Yes, but also from POSIX: such calls like send() and sendmsg()

operates with "message" and if we check recvmsg() we will

find the following thing:


For message-based sockets, such as SOCK_DGRAM and SOCK_SEQPACKET, the entire

message shall be read in a single operation. If a message is too long to fit in the supplied

buffers, and MSG_PEEK is not set in the flags argument, the excess bytes shall be discarded.


I understand this, that send() boundaries also must be maintained.

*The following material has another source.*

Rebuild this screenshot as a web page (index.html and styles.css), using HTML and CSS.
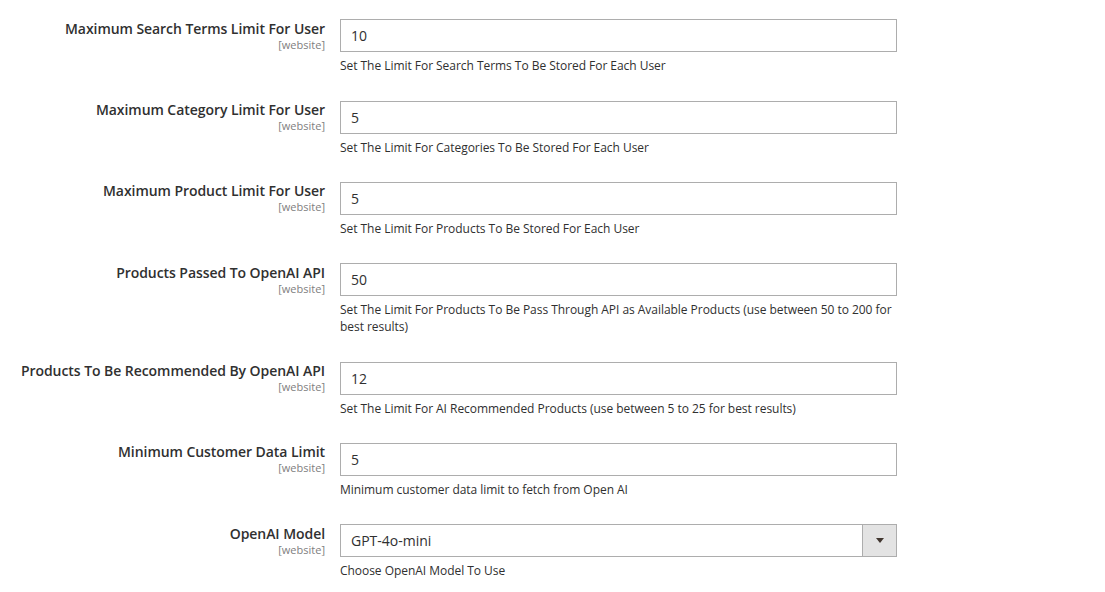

I've checked SEQPACKET in AF_UNIX and AX_25 - both doesn't support

MSG_EOR, so send() boundaries must be supported.

>
> SOCK_SEQPACKET
> Provides sequenced, reliable, bidirectional, connection-mode
> transmission paths for records. A record can be sent using one or
> more output operations and received using one or more input
> operations, but a single operation never transfers part of more than
> one record. Record boundaries are visible to the receiver via the
> MSG_EOR flag.
>
> From my understanding a record could be sent with multiple send() and
> received, for example, with a single recvmsg().
> The only boundary should be the MSG_EOR flag set by the user on the last
> send() of a record.
You are right, if we talking about "record".
>
> From send() description [2]:
>
> MSG_EOR
> Terminates a record (if supported by the protocol).
>
> From recvmsg() description [3]:
>
> MSG_EOR
> End-of-record was received (if supported by the protocol).
>
> Thanks,
> Stefano
>
> [1]
> https://pubs.opengroup.org/onlinepubs/9699919799/functions/socket.html
> [2] https://pubs.opengroup.org/onlinepubs/9699919799/functions/send.html
> [3]
> https://pubs.opengroup.org/onlinepubs/9699919799/functions/recvmsg.html

P.S.: seems SEQPACKET is too exotic thing that everyone implements it in

own manner, because i've tested SCTP seqpacket implementation, and found

that:

1) It doesn't support MSG_EOR bit at send side, but uses MSG_EOR at receiver

side to mark MESSAGE boundary.

2) According POSIX any extra bytes that didn't fit in user's buffer must be dropped,

but SCTP doesn't drop it - you can read rest of datagram in next calls.

>
>